▸ **TASK PROMPT**: From the entries below, pull out each line where "with" appears.

▸ **RECORDS FOR THIS TASK**:
====
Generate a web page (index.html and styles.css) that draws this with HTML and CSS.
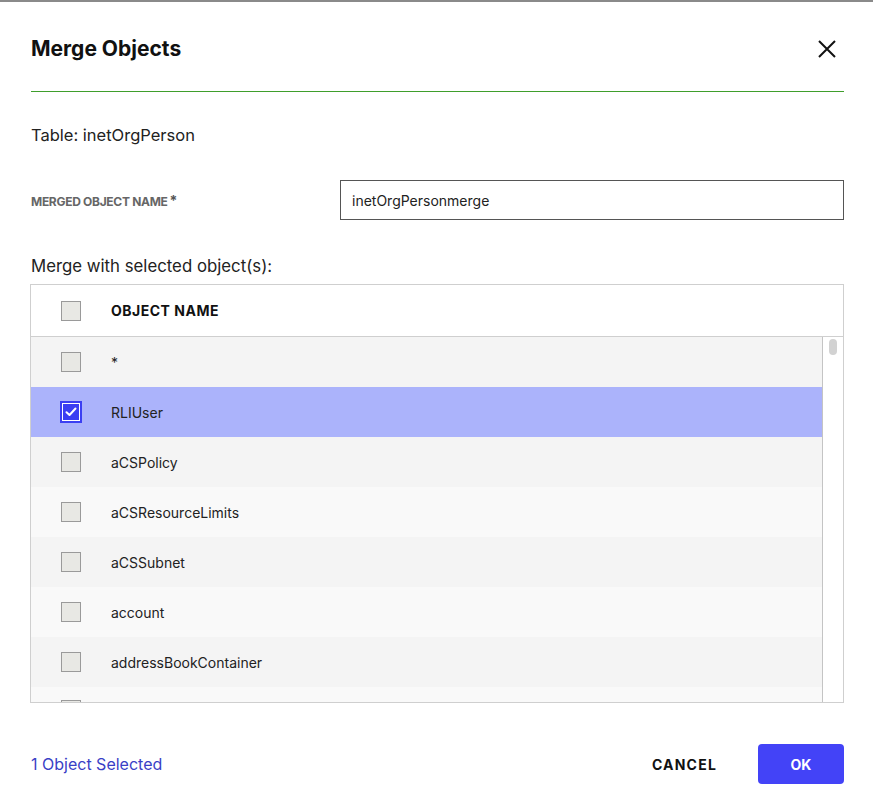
FILE: index.html
```html
<!DOCTYPE html>
<html>
<head>
<meta charset="utf-8">
<link rel="stylesheet" href="styles.css">
</head>
<body>
<div class="topbar"></div>
<div class="dialog">
  <div class="header">
    <h1 class="title">Merge Objects</h1>
    <button class="close" aria-label="Close">
      <svg width="18" height="18" viewBox="0 0 18 18"><path d="M1 1 L17 17 M17 1 L1 17" stroke="#111" stroke-width="2" fill="none"/></svg>
    </button>
  </div>
  <div class="table-label">Table: inetOrgPerson</div>
  <div class="field">
    <label class="field-label">MERGED OBJECT NAME<span class="req">*</span></label>
    <div class="input">inetOrgPersonmerge</div>
  </div>
  <div class="merge-label">Merge with selected object(s):</div>
  <div class="grid">
    <div class="grid-head">
      <span class="cb-cell"><span class="cb"></span></span>
      <span class="col-name">OBJECT NAME</span>
    </div>
    <div class="grid-body">
      <div class="rows">
        <div class="row odd"><span class="cb-cell"><span class="cb"></span></span><span class="name">*</span></div>
        <div class="row selected"><span class="cb-cell"><span class="cb checked"><svg width="12" height="10" viewBox="0 0 12 10"><path d="M1.5 5.2 L4.5 8 L10.5 1.5" stroke="#fff" stroke-width="2" fill="none" stroke-linecap="round" stroke-linejoin="round"/></svg></span></span><span class="name">RLIUser</span></div>
        <div class="row odd"><span class="cb-cell"><span class="cb"></span></span><span class="name">aCSPolicy</span></div>
        <div class="row even"><span class="cb-cell"><span class="cb"></span></span><span class="name">aCSResourceLimits</span></div>
        <div class="row odd"><span class="cb-cell"><span class="cb"></span></span><span class="name">aCSSubnet</span></div>
        <div class="row even"><span class="cb-cell"><span class="cb"></span></span><span class="name">account</span></div>
        <div class="row odd"><span class="cb-cell"><span class="cb"></span></span><span class="name">addressBookContainer</span></div>
        <div class="row even partial"><span class="cb-cell"><span class="cb"></span></span><span class="name"></span></div>
      </div>
      <div class="scrollbar"><div class="thumb"></div></div>
    </div>
  </div>
  <div class="footer">
    <span class="count">1 Object Selected</span>
    <div class="actions">
      <button class="btn-cancel">CANCEL</button>
      <button class="btn-ok">OK</button>
    </div>
  </div>
</div>
</body>
</html>
```
FILE: styles.css
```css
* { box-sizing: border-box; }
html, body { margin: 0; padding: 0; background: #fff; }
body { font-family: Inter, "Noto Sans", sans-serif; color: #1c1c1c; }
.topbar { height: 2px; background: #8a8a8a; }
.dialog { padding: 0 29px 0 31px; }
.header {
  display: flex; align-items: center; justify-content: space-between;
  padding: 35px 0 30px 0; border-bottom: 1px solid #3f9e2c;
}
.title { margin: 0; font-size: 21px; line-height: 24px; font-weight: 700; color: #111; }
.close { border: 0; background: none; padding: 0; margin-right: 8px; width: 18px; height: 18px; display: flex; cursor: pointer; }
.table-label { margin-top: 33px; font-size: 16.5px; line-height: 20px; color: #222; }
.field { display: flex; align-items: center; margin-top: 35px; }
.field-label { width: 309px; font-size: 12px; font-weight: 700; color: #666; letter-spacing: -0.3px; }
.req { font-size: 14px; margin-left: 2px; color: #555; }
.input {
  flex: 1; height: 40px; border: 1px solid #555; padding: 0 11px;
  display: flex; align-items: center; font-size: 14px; color: #222;
}
.merge-label { margin-top: 36px; font-size: 16.8px; line-height: 20px; color: #222; }
.grid { margin-top: 8px; margin-left: -1px; border: 1px solid #cfcfcf; }
.grid-head { display: flex; align-items: center; height: 52px; border-bottom: 1px solid #cfcfcf; background: #fff; }
.cb-cell { width: 80px; display: flex; justify-content: center; }
.cb {
  width: 20px; height: 20px; background: #e8e8e4; border: 1px solid #9a9a9a;
  display: flex; align-items: center; justify-content: center;
}
.cb.checked { width: 22px; height: 22px; background: #3b3ff2; border: 2px solid #3b3ff2; box-shadow: inset 0 0 0 1px #fff; }
.col-name { font-size: 14px; font-weight: 700; letter-spacing: 0.5px; color: #111; }
.grid-body { display: flex; height: 365px; overflow: hidden; }
.rows { flex: 1; overflow: hidden; }
.row { display: flex; align-items: center; height: 50px; font-size: 14px; color: #222; }
.row.partial { align-items: flex-start; padding-top: 13px; }
.row.odd { background: #f4f4f4; }
.row.even { background: #f9f9f9; }
.row.selected { background: #abb3fb; }
.name { font-size: 14px; }
.scrollbar { width: 21px; border-left: 1px solid #c4c4c4; background: #fff; display: flex; justify-content: center; padding-top: 2px; }
.thumb { width: 8px; height: 16px; border-radius: 4px; background: #d2d2d2; }
.footer { display: flex; align-items: center; justify-content: space-between; margin-top: 41px; }
.count { font-size: 16px; color: #3a3fc6; }
.actions { display: flex; align-items: center; gap: 25px; }
.btn-cancel { border: 0; background: none; font-family: inherit; font-size: 14px; font-weight: 700; letter-spacing: 1.2px; color: #111; padding: 0 16px; height: 40px; cursor: pointer; }
.btn-ok { border: 0; background: #4343f7; color: #fff; font-family: inherit; font-size: 14px; font-weight: 700; width: 86px; height: 40px; border-radius: 4px; cursor: pointer; }
```
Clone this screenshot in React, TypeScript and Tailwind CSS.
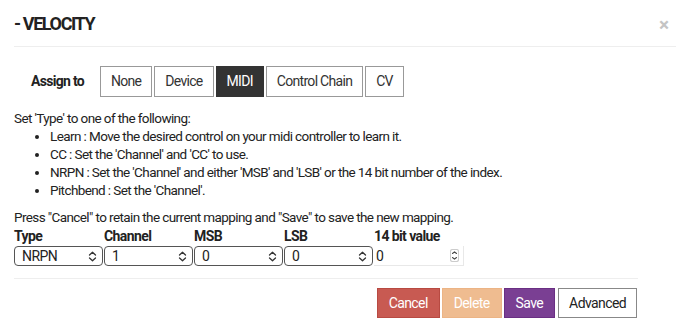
import React from "react";

const Chevrons = () => (
  <svg width="9" height="11" viewBox="0 0 9 11" fill="none" stroke="#333" strokeWidth="1.3" strokeLinecap="round" strokeLinejoin="round">
    <path d="M1.5 4 L4.5 1.2 L7.5 4" />
    <path d="M1.5 7 L4.5 9.8 L7.5 7" />
  </svg>
);

const Select = ({ value }: { value: string }) => (
  <div className="w-[89px] h-[20px] border border-[#555] rounded-[4px] flex items-center justify-between pl-[7px] pr-[5px] text-[14px] text-[#222] leading-none">
    <span>{value}</span>
    <Chevrons />
  </div>
);

export default function App() {
  const assign = ["None", "Device", "MIDI", "Control Chain", "CV"];
  return (
    <div
      className="w-[690px] h-[331px] bg-white relative overflow-hidden text-[#222]"
      style={{ fontFamily: "Roboto, 'Liberation Sans', sans-serif" }}
    >
      <div className="mx-[14px] h-[47px] border-b border-[#eeeeee] flex items-center">
        <h1 className="text-[18px] font-bold tracking-[-1.4px] text-[#222] mt-[0px]">- VELOCITY</h1>
      </div>
      <button className="absolute right-[21px] top-[15px] text-[#c4c4c4] text-[19px] font-bold leading-none">×</button>

      <div className="px-[14px]">
        <div className="flex items-center mt-[19px] pl-[17px]">
          <span className="text-[14px] font-bold w-[69px] tracking-[-0.7px]">Assign to</span>
          <div className="flex gap-[2px]">
            {assign.map((a) => (
              <div
                key={a}
                className={
                  "h-[31px] px-[10px] flex items-center text-[14px] border tracking-[-0.7px] " +
                  (a === "MIDI" ? "bg-[#333] text-white border-[#333]" : "bg-white text-[#333] border-[#999]")
                }
              >
                {a}
              </div>
            ))}
          </div>
        </div>

        <div className="mt-[12px] text-[13.5px] leading-[18px] tracking-[-0.6px]">
          <p>Set 'Type' to one of the following:</p>
          <ul className="pl-[36px] list-disc">
            <li>Learn : Move the desired control on your midi controller to learn it.</li>
            <li>CC : Set the 'Channel' and 'CC' to use.</li>
            <li>NRPN : Set the 'Channel' and either 'MSB' and 'LSB' or the 14 bit number of the index.</li>
            <li>Pitchbend : Set the 'Channel'.</li>
          </ul>
          <p className="mt-[9px]">Press "Cancel" to retain the current mapping and "Save" to save the new mapping.</p>
        </div>

        <div className="flex gap-[1px] text-[14px] tracking-[-0.6px] mt-[1px]">
          {[
            ["Type", "NRPN"],
            ["Channel", "1"],
            ["MSB", "0"],
            ["LSB", "0"],
          ].map(([l, v]) => (
            <div key={l} className="flex flex-col">
              <span className="font-bold leading-[19px]">{l}</span>
              <Select value={v} />
            </div>
          ))}
          <div className="flex flex-col">
            <span className="font-bold leading-[19px]">14 bit value</span>
            <div className="w-[90px] h-[20px] border-b border-r border-[#e8e8e8] flex items-center justify-between pl-[2px] pr-[4px] leading-none">
              <span>0</span>
              <svg width="9" height="13" viewBox="0 0 9 13" fill="none" stroke="#444" strokeWidth="1.1" strokeLinecap="round" strokeLinejoin="round">
                <rect x="0.5" y="0.5" width="8" height="12" rx="2" stroke="#ccc" />
                <path d="M2.5 4.5 L4.5 2.8 L6.5 4.5" />
                <path d="M2.5 8.5 L4.5 10.2 L6.5 8.5" />
              </svg>
            </div>
          </div>
        </div>

        <div className="w-[624px] border-b border-[#eeeeee] mt-[12px]" />

        <div className="w-[623px] flex justify-end gap-[2px] mt-[9px] text-[14px] tracking-[-0.6px]">
          <div className="h-[30px] px-[11px] flex items-center bg-[#c85a52] border border-[#b84a42] text-white">Cancel</div>
          <div className="h-[30px] px-[11px] flex items-center bg-[#efbc90] border border-[#ecb485] text-white">Delete</div>
          <div className="h-[30px] px-[11px] flex items-center bg-[#7a3f93] border border-[#6a2f83] text-white">Save</div>
          <div className="h-[30px] px-[10px] flex items-center bg-white border border-[#888] text-[#222] ml-[1px]">Advanced</div>
        </div>
      </div>
    </div>
  );
}
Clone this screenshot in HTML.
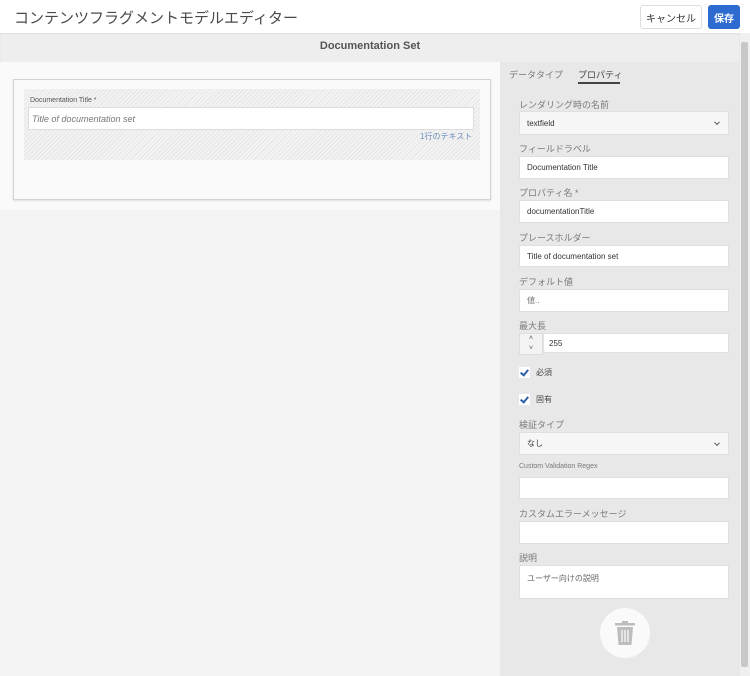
====
▸ **EXERCISE RESPONSE**:
Generate a web page (index.html and styles.css) that draws this with HTML and CSS.
  <div class="merge-label">Merge with selected object(s):</div>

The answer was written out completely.